Being with is what God is. God is the one who wants to be with, who does not choose to be alone, isolated in divine splendor. God is the one whose very life consists in choosing community, of being together. And so, as we are aligned with God—if we feel that we must take a stand for God, let us never forget that being for God can only mean being with God’s creatures in their joys and in their sufferings. To be for God means to be with the victims of shootings and other violent attacks, in our own neighborhood or in New Zealand, whether they are like us or whether they are not. Being for God means being with those who are excluded from community or who are oppressed or exploited. Being for God, in fact, means acknowledging no boundaries to the call to be with. It means that no circle can be drawn around our love, that the human togetherness that we are for can’t be limited by the bounds of race, or nation, or religion. It’s daring and it’s dangerous to take that stand, because the powers of our world are all about breaking people up, keeping people isolated from each other, all about protecting and maintaining walls of division and hostility. But the object of our faith, the divine mother hen we know in Jesus Christ, is all about gathering the chicks, all about including everyone, all about with, even it kills her.

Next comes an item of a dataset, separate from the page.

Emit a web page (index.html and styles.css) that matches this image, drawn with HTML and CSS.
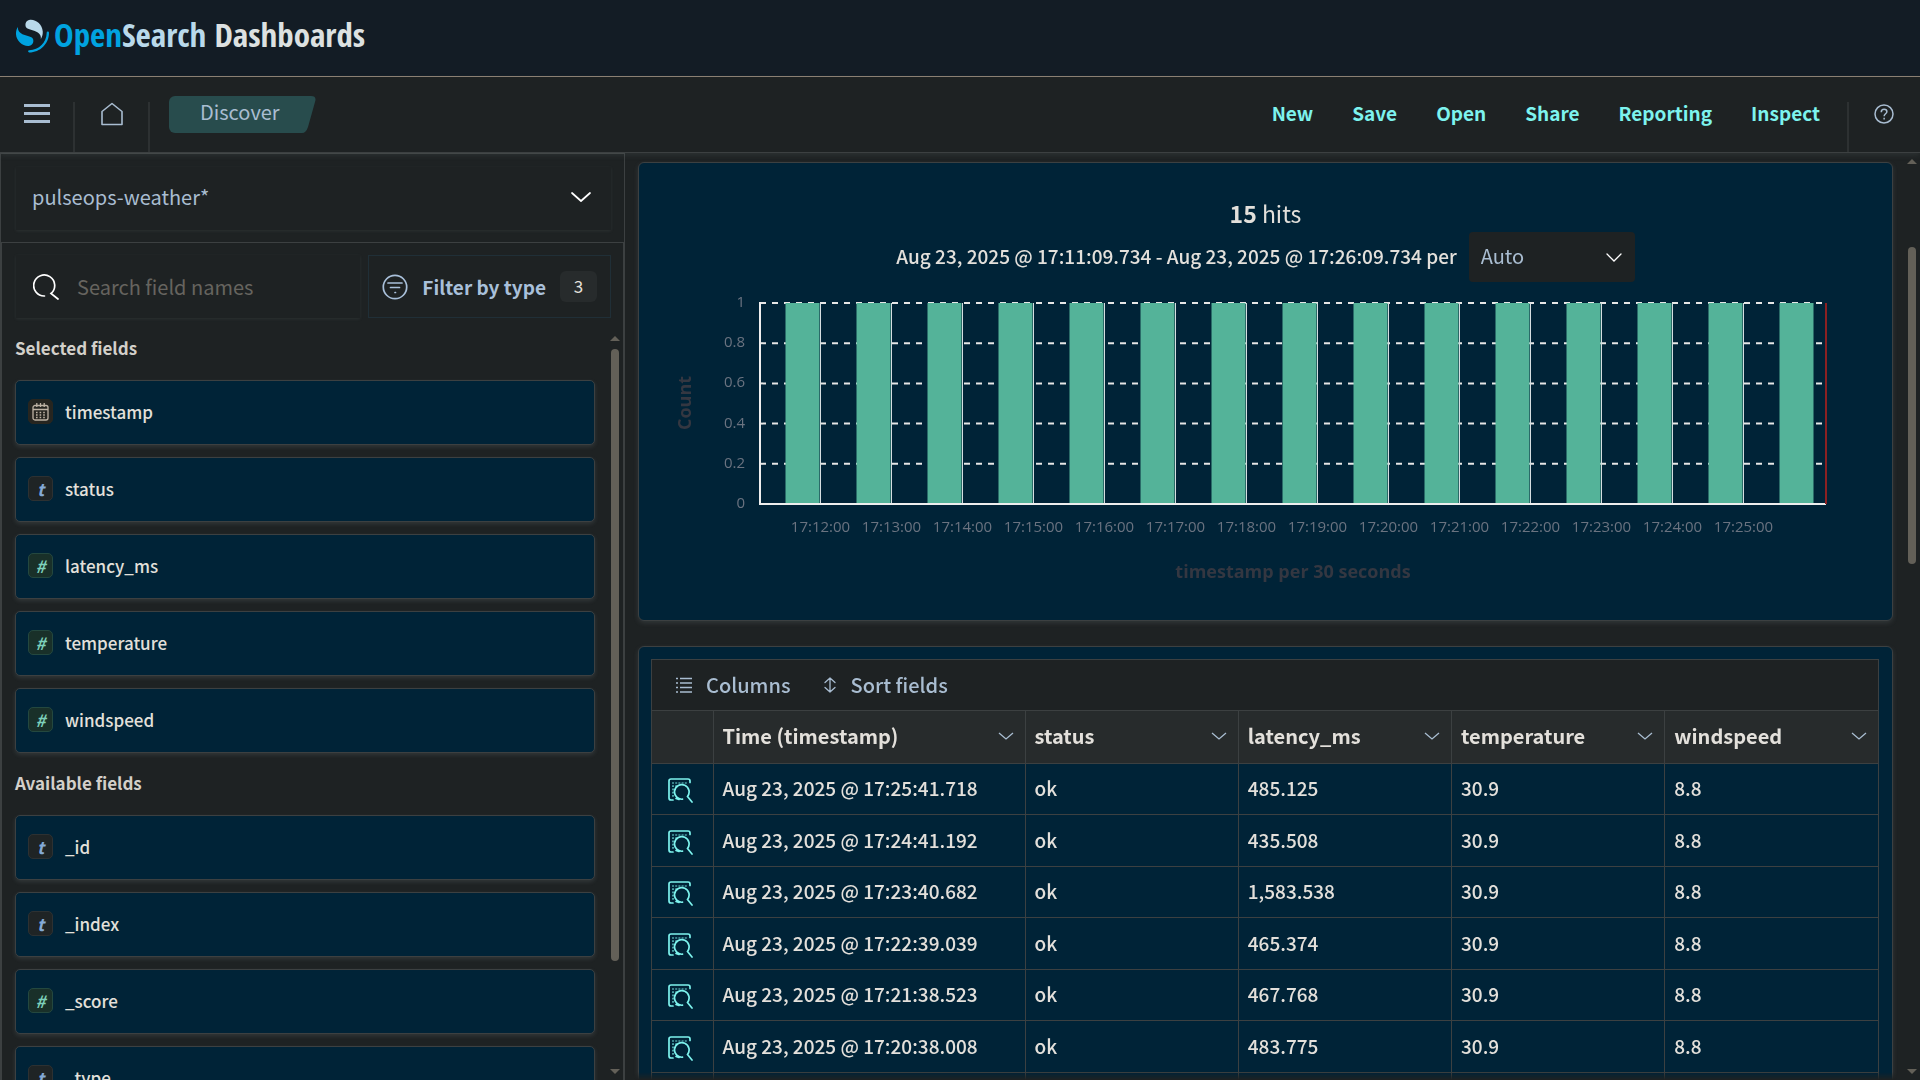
FILE: index.html
```html
<!DOCTYPE html>
<html lang="en">
<head>
<meta charset="utf-8">
<title>Discover - OpenSearch Dashboards</title>
<link rel="stylesheet" href="styles.css">
</head>
<body>
<header class="brandbar">
  <a class="brand" href="#" aria-label="OpenSearch Dashboards">
    <svg class="brand-mark" viewBox="0 0 64 64" aria-hidden="true">
      <path fill="#00a3e0" d="M61.7 23.5a2.2 2.2 0 0 0-2.2 2.2c0 18.700-15.100 33.800-33.800 33.800a2.200 2.200 0 1 0 0 4.500C46.900 64 64 46.900 64 25.700a2.200 2.200 0 0 0-2.300-2.200z"/>
      <path fill="#b9d9eb" d="M48.100 38c2.200-3.500 4.200-8.200 3.800-14.700C51.100 9.800 38.800-.4 27.200.7c-4.500.400-9.200 4.100-8.800 10.800.2 2.900 1.600 4.600 3.900 6 2.200 1.200 5 2 8.200 2.900 3.900 1.100 8.300 2.300 11.800 4.900 4.100 3 6.900 6.600 5.800 12.700z"/>
      <path fill="#00a3e0" d="M3.900 14C1.700 17.500-.4 22.200 0 28.700.8 42.200 13.200 52.400 24.800 51.300c4.500-.4 9.200-4.100 8.800-10.800-.2-2.900-1.600-4.600-3.900-6-2.200-1.200-5-2-8.200-2.900-3.900-1.100-8.300-2.300-11.800-4.900C5.500 23.700 2.800 20.100 3.900 14z"/>
    </svg>
    <span class="wordmark"><span class="open">Open</span><span class="search">Search</span> Dashboards</span>
  </a>
</header>
<nav class="navbar" aria-label="Main">
  <button class="icon-button menu" aria-label="Toggle navigation"><svg width="26" height="20" viewBox="0 0 26 20"><path d="M0 0h26v3H0zM0 8h26v3H0zM0 16h26v3H0z" fill="currentColor"/></svg></button>
  <a class="icon-button home" href="#" aria-label="Home"><svg width="22" height="24" viewBox="0 0 22 24" fill="none" stroke="currentColor" stroke-width="1.600" stroke-linejoin="round"><path d="M1 9.500 11 1.500l10 8V22.500H1z"/></svg></a>
  <span class="crumb" aria-current="page">Discover<svg class="crumb-end" width="14" height="37" viewBox="0 0 14 37" aria-hidden="true"><path d="M0 0h9q6 0 4 6L6 31q-2 6-6 6z" fill="#284c4d"/></svg></span>
  <div class="actions">
    <button>New</button><button>Save</button><button>Open</button><button>Share</button><button>Reporting</button><button>Inspect</button>
  </div>
  <button class="icon-button help" aria-label="Help"><svg width="20" height="20" viewBox="0 0 16 16"><circle cx="8" cy="8" r="7.200" fill="none" stroke="currentColor" stroke-width="1.200"/><path d="M5.800 6.500c0-1.500 1-2.400 2.300-2.400s2.200.8 2.200 2c0 1.700-2.200 1.700-2.200 3.600M8.100 11v1.300" fill="none" stroke="currentColor" stroke-width="1.200"/></svg></button>
</nav>
<div class="workspace">
  <aside class="sidebar">
    <div class="source">
      <button class="source-select">pulseops-weather*<svg width="20" height="10" viewBox="0 0 20 10" fill="none" stroke="#fff" stroke-width="1.700" stroke-linecap="round" stroke-linejoin="round"><path d="m1 1 9 8 9-8"/></svg></button>
    </div>
    <div class="fields">
      <div class="filters">
        <label class="search-box"><svg width="26" height="26" viewBox="0 0 26 26" fill="none" stroke="#fff" stroke-width="1.700" stroke-linecap="round"><path d="M11.500 22A10.500 10.500 0 1 1 18 19.500l7 5.500"/></svg><input type="search" placeholder="Search field names" aria-label="Search field names"></label>
        <button class="type-filter"><svg width="26" height="26" viewBox="0 0 26 26" fill="none" stroke="currentColor" stroke-width="1.700" stroke-linecap="round"><circle cx="13" cy="13" r="11.700"/><path d="M6 9h14M8.500 13.500h9M13 18.500h.5"/></svg>Filter by type<span class="count">3</span></button>
      </div>
      <div class="field-area">
        <div class="field-scroll">
          <h2>Selected fields</h2>
          <ul>
            <li><span class="token date"><svg width="17" height="18" viewBox="0 0 17 18" fill="none" stroke="currentColor" stroke-width="1.300"><rect x="1" y="2.500" width="15" height="14.500" rx="2"/><path d="M1 6.500h15M4.800 0v4M8.500 0v4M12.200 0v4"/><path stroke-width="1.600" stroke-dasharray="1.600 2" d="M4 9.500h9M4 12h9M4 14.500h9"/></svg></span>timestamp</li>
            <li><span class="token text">t</span>status</li>
            <li><span class="token number">#</span>latency_ms</li>
            <li><span class="token number">#</span>temperature</li>
            <li><span class="token number">#</span>windspeed</li>
          </ul>
          <h2>Available fields</h2>
          <ul>
            <li><span class="token text">t</span>_id</li>
            <li><span class="token text">t</span>_index</li>
            <li><span class="token number">#</span>_score</li>
            <li><span class="token text">t</span>_type</li>
          </ul>
        </div>
        <div class="scrollbar" aria-hidden="true"><i class="up"></i><div class="track"><i class="thumb"></i></div><i class="down"></i></div>
      </div>
    </div>
  </aside>
  <main class="content">
    <section class="panel histogram">
      <p class="hits"><strong>15</strong> hits</p>
      <div class="range"><label for="interval">Aug 23, 2025 @ 17:11:09.734 - Aug 23, 2025 @ 17:26:09.734 per</label>
        <div class="select-wrap"><select id="interval"><option>Auto</option></select><svg width="16" height="9" viewBox="0 0 16 9" fill="none" stroke="#fff" stroke-width="1.300" stroke-linecap="round"><path d="m1 1 7 7 7-7"/></svg></div>
      </div>
      <svg class="chart" viewBox="0 0 1253 310" role="img" aria-label="Count of documents by timestamp per 30 seconds"></svg>
    </section>
    <section class="panel results">
      <div class="grid">
        <div class="grid-tools">
          <button><svg width="16" height="16" viewBox="0 0 16 16" stroke="currentColor" stroke-width="1.300"><path d="M0 1.500h2M4 1.500h12M0 6h2M4 6h12M0 10.500h2M4 10.500h12M0 15h2M4 15h12"/></svg>Columns</button>
          <button><svg width="14" height="16" viewBox="0 0 14 16" fill="none" stroke="currentColor" stroke-width="1.300" stroke-linecap="round" stroke-linejoin="round"><path d="M7 1v14M2 5.500 7 1l5 4.500M2 10.500 7 15l5-4.500"/></svg>Sort fields</button>
        </div>
        <table>
          <colgroup><col class="col-inspect"><col class="col-time"><col><col><col><col></colgroup>
          <thead><tr></tr></thead>
          <tbody></tbody>
        </table>
      </div>
    </section>
  </main>
  <div class="scrollbar page-scroll" aria-hidden="true"><i class="up"></i><div class="track"><i class="thumb"></i></div><i class="down"></i></div>
</div>
<script src="app.js"></script>
</body>
</html>
```
FILE: styles.css
```css
* { box-sizing: border-box; }
body {
  margin: 0;
  height: 100vh;
  display: flex;
  flex-direction: column;
  overflow: hidden;
  background: #1e2223;
  color: #e3e0db;
  font: 20px/24px "Noto Sans CJK JP", "Noto Sans", sans-serif;
}
button, input, select { font: inherit; color: inherit; background: none; border: 0; padding: 0; margin: 0; }
button { cursor: pointer; }
svg { display: block; flex: none; }
h2, p, ul { margin: 0; padding: 0; }
a { color: inherit; text-decoration: none; }

.brandbar { flex: none; height: 77px; padding: 17px 16px; background: #131c25; border-bottom: 1px solid #8c8073; }
.brand { display: inline-flex; align-items: flex-end; gap: 5px; }
.brand-mark { width: 33px; height: 34px; }
.wordmark { font: bold 33px/36px "Open Sans Condensed", "Roboto Condensed", "Liberation Sans Narrow", "Noto Sans CJK JP", sans-serif; color: #dde1e1; white-space: nowrap; }
.open { color: #00a3e0; }
.search { color: #b9d9eb; }

.navbar { flex: none; display: flex; height: 76px; border-bottom: 1px solid #3c4041; box-shadow: 0 2px 6px rgba(130, 140, 145, .16); color: #a9bdd1; position: relative; z-index: 1; }
.icon-button { height: 50px; margin-top: 25px; padding: 0 0 26px; display: flex; align-items: center; justify-content: center; width: 75px; border-right: 2px solid #2d3132; }
.menu { padding-right: 13px; padding-left: 14px; }
.help { width: 73px; padding-right: 2px; border-right: 0; border-left: 2px solid #2d3132; }
.crumb { align-self: flex-start; display: flex; height: 37px; margin: 19px 0 0 19px; padding-left: 31px; line-height: 32px; background: #284c4d; border-radius: 6px 0 0 6px; }
.crumb-end { margin: 0 -14px 0 22px; }
.actions { display: flex; gap: 39px; margin: 20px 27px 0 auto; height: 32px; color: #7df3ee; font-size: 19px; font-weight: bold; }

.workspace { flex: 1; min-height: 0; display: flex; }
.sidebar { width: 625px; flex: none; display: flex; flex-direction: column; border: 2px solid #3c4041; border-width: 1px 1px 0; min-height: 0; }
.source { padding: 13px 13px 12px 15px; height: 88px; }
.source-select { width: 100%; height: 63px; padding: 0 20px 3px 16px; display: flex; align-items: center; justify-content: space-between; color: #a9bdd1; box-shadow: 0 1px 3px rgba(130, 140, 145, .14); }
.fields { flex: 1; min-height: 0; display: flex; flex-direction: column; border: 1px solid #3c4041; border-bottom: 0; }
.filters { display: flex; gap: 8px; padding: 12px; padding-left: 14px; }
.search-box { flex: 1; min-width: 0; height: 63px; padding: 0 17px; display: flex; align-items: center; gap: 18px; box-shadow: 0 1px 3px rgba(130, 140, 145, .14); }
.search-box input { width: 100%; outline: 0; }
.search-box input::placeholder { color: #66645f; opacity: 1; }
.type-filter { height: 63px; padding: 0 13px; display: flex; align-items: center; gap: 14px; border: 1px solid #202f37; font-size: 19px; font-weight: bold; color: #a9c0da; }
.count { width: 37px; height: 31px; border-radius: 6px; background: #272b2c; color: #e3e0db; font-size: 17px; font-weight: normal; line-height: 30px; text-align: center; }
.field-area { flex: 1; min-height: 0; display: flex; }
.field-scroll { flex: 1; overflow: hidden; padding: 0 12px 0 13px; }
.field-scroll h2 { font-size: 17px; line-height: 24px; color: #d3d0ca; padding: 6px 0 20px; }
.field-scroll ul { list-style: none; display: flex; flex-direction: column; gap: 12px; }
.field-scroll ul + h2 { padding-top: 18px; }
.field-scroll li { height: 65px; flex: none; display: flex; align-items: center; gap: 12px; padding: 0 12px 2px; font-size: 17px; font-weight: 500; background: #002337; border: 1px solid #3c4041; border-radius: 5px; box-shadow: 0 2px 4px rgba(130, 140, 145, .2); }
.token { width: 25px; height: 25px; display: grid; place-items: center; border: 1px solid; border-radius: 5px; font: italic bold 17px/20px "Noto Sans CJK JP", sans-serif; }
.date { color: #bdb2a4; background: #262520; border-color: #28261f; }
.text { color: #84a9d5; background: #1f2425; border-color: #2d3132; }
.number { color: #7dd0bb; background: #193029; border-color: #24483f; }

.scrollbar { width: 16px; flex: none; display: flex; flex-direction: column; align-items: center; gap: 8px; padding: 6px 0; }
.scrollbar .up, .scrollbar .down { border: 5px solid transparent; border-top-width: 0; border-bottom-color: #636058; }
.scrollbar .down { border-width: 5px 5px 0; border-color: #636058 transparent; }
.track { flex: 1; width: 8px; }
.thumb { display: block; width: 8px; height: 86%; border-radius: 4px; background: #636058; }
.page-scroll .track { padding-top: 75px; }
.page-scroll .thumb { height: 39%; }

.content { flex: 1; min-width: 0; padding: 9px 11px 0 13px; display: flex; flex-direction: column; gap: 25px; overflow: hidden; mask-image: linear-gradient(#000 calc(100% - 8px), transparent); }
.panel { flex: none; background: #002337; border: 1px solid #3c4041; border-radius: 6px; box-shadow: 0 2px 5px rgba(130, 140, 145, .2); }
.histogram { padding-top: 36px; }
.hits { font-size: 23px; line-height: 28px; text-align: center; }
.range { display: flex; justify-content: center; align-items: center; gap: 12px; margin-top: 5px; }
.range label { padding-bottom: 3px; font-size: 19px; font-weight: 500; }
.select-wrap { position: relative; width: 166px; height: 50px; }
.select-wrap select { appearance: none; width: 100%; height: 100%; padding: 0 0 3px 12px; background: #1e2223; border-radius: 4px; color: #a9bdd1; }
.select-wrap svg { position: absolute; right: 13px; top: 21px; pointer-events: none; }
.chart { width: 100%; height: auto; margin-top: 10px; margin-bottom: 18px; }
.tick { font: 15px "Open Sans", "Noto Sans", sans-serif; fill: #6a7380; }
.axis-title { font: bold 18px "Open Sans", "Noto Sans", sans-serif; fill: #343741; text-anchor: middle; }
.end { text-anchor: end; }
.middle { text-anchor: middle; }
.gridline { stroke: #e6e6e6; stroke-width: 2; stroke-dasharray: 6 6; }
.vline { stroke: #d5dde0; stroke-width: 1; }
.axis { stroke: #eee; stroke-width: 2; fill: none; }
.bar { fill: #54b399; }
.now { stroke: #8b2022; stroke-width: 2; }

.results { padding: 12px 13px 0 12px; }
.grid { border: 1px solid #3c4041; border-bottom: 0; }
.grid-tools { height: 50px; padding: 0 25px 1px 24px; display: flex; align-items: center; gap: 32px; background: #1e2223; color: #a9bdd1; font-weight: 500; }
.grid-tools button { display: flex; align-items: center; gap: 14px; }
table { width: 100%; table-layout: fixed; border-collapse: collapse; text-align: left; }
.col-inspect { width: 61px; }
.col-time { width: 312px; }
th, td { height: 51px; padding: 0 0 2px 9px; border: 1px solid #3c4041; white-space: nowrap; }
td { font-size: 19px; font-weight: 500; }
tbody tr:nth-child(even) td { height: 52px; }
th:first-child, td:first-child { border-left: 0; }
th:last-child, td:last-child { border-right: 0; }
th { height: 53px; padding-right: 11px; background: #272b2c; }
th div { display: flex; align-items: center; justify-content: space-between; }
th svg { color: #a9bdd1; }
.inspect { display: block; margin-left: 7px; padding-top: 5px; color: #7df3ee; }
```
FILE: app.js
```
const chart = document.querySelector('.chart');
let out = '';
for (let i = 0; i <= 5; i++) {
  const y = 11 + i * 40.2;
  const label = i === 0 ? '1' : i === 5 ? '0' : (1 - i / 5).toFixed(1);
  out += `<text class="tick end" x="106" y="${y + 4}">${label}</text><line class="gridline" x1="121" x2="1187" y1="${y}" y2="${y}"/>`;
}
for (let i = 0; i < 15; i++) {
  const x = 146.500 + i * 71;
  out += `<rect class="bar" x="${x}" y="11" width="34" height="201"/>`;
  if (i < 14) out += `<line class="vline" x1="${x + 35}" x2="${x + 35}" y1="11" y2="212"/><text class="tick middle" x="${x + 35}" y="240">17:${12 + i}:00</text>`;
}
out += '<path class="axis" d="M121 10v202h1066"/><line class="now" x1="1187" x2="1187" y1="11" y2="212"/>';
out += '<text class="axis-title" transform="translate(52 111) rotate(-90)">Count</text><text class="axis-title" x="654" y="286">timestamp per 30 seconds</text>';
chart.innerHTML = out;

const chevron = '<svg width="16" height="8" viewBox="0 0 16 8" fill="none" stroke="currentColor" stroke-width="1.300"><path d="m1 1 7 6 7-6"/></svg>';
document.querySelector('thead tr').innerHTML = '<th></th>' +
  ['Time (timestamp)', 'status', 'latency_ms', 'temperature', 'windspeed'].map(h => `<th scope="col"><div>${h}${chevron}</div></th>`).join('');
const inspect = '<button class="inspect" aria-label="Inspect document details"><svg width="25" height="25" viewBox="0 0 25 25" fill="none" stroke="currentColor" stroke-width="1.700" stroke-linecap="round"><path d="M22 4.500V3q0-2-2-2H3Q1 1 1 3v17q0 2 2 2h2"/><path d="M14.500 21.200a7.300 7.300 0 1 1 5-2.700l4.500 5.500M8 20.500l3 1"/><path d="M4 5h15M4 8.200h5M4 11.400h2M4 14.600h2M4 17.800h2" stroke-linecap="butt" stroke-dasharray="2 1.200" opacity=".6"/></svg></button>';
const rows = [
  ['17:25:41.718', '485.125'], ['17:24:41.192', '435.508'], ['17:23:40.682', '1,583.538'],
  ['17:22:39.039', '465.374'], ['17:21:38.523', '467.768'], ['17:20:38.008', '483.775'], ['17:19:37.491', '471.206']
];
document.querySelector('tbody').innerHTML = rows.map(([time, latency]) =>
  `<tr><td>${inspect}</td><td>Aug 23, 2025 @ ${time}</td><td>ok</td><td>${latency}</td><td>30.9</td><td>8.8</td></tr>`).join('');
```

And, as grim as it sounds, that’s good news for us. For you and I are gathered, like chicks under the loving protection of a mother hen. And no matter how much we squirm, no matter how loud squawk, no matter how much we may seek to be isolated from God, God is steadfastly with us. God doesn’t abandon us. And because of that, we insist on being with each other, and on being withthe world, even if it kills us. In the name of God, our creator and redeemer. Amen.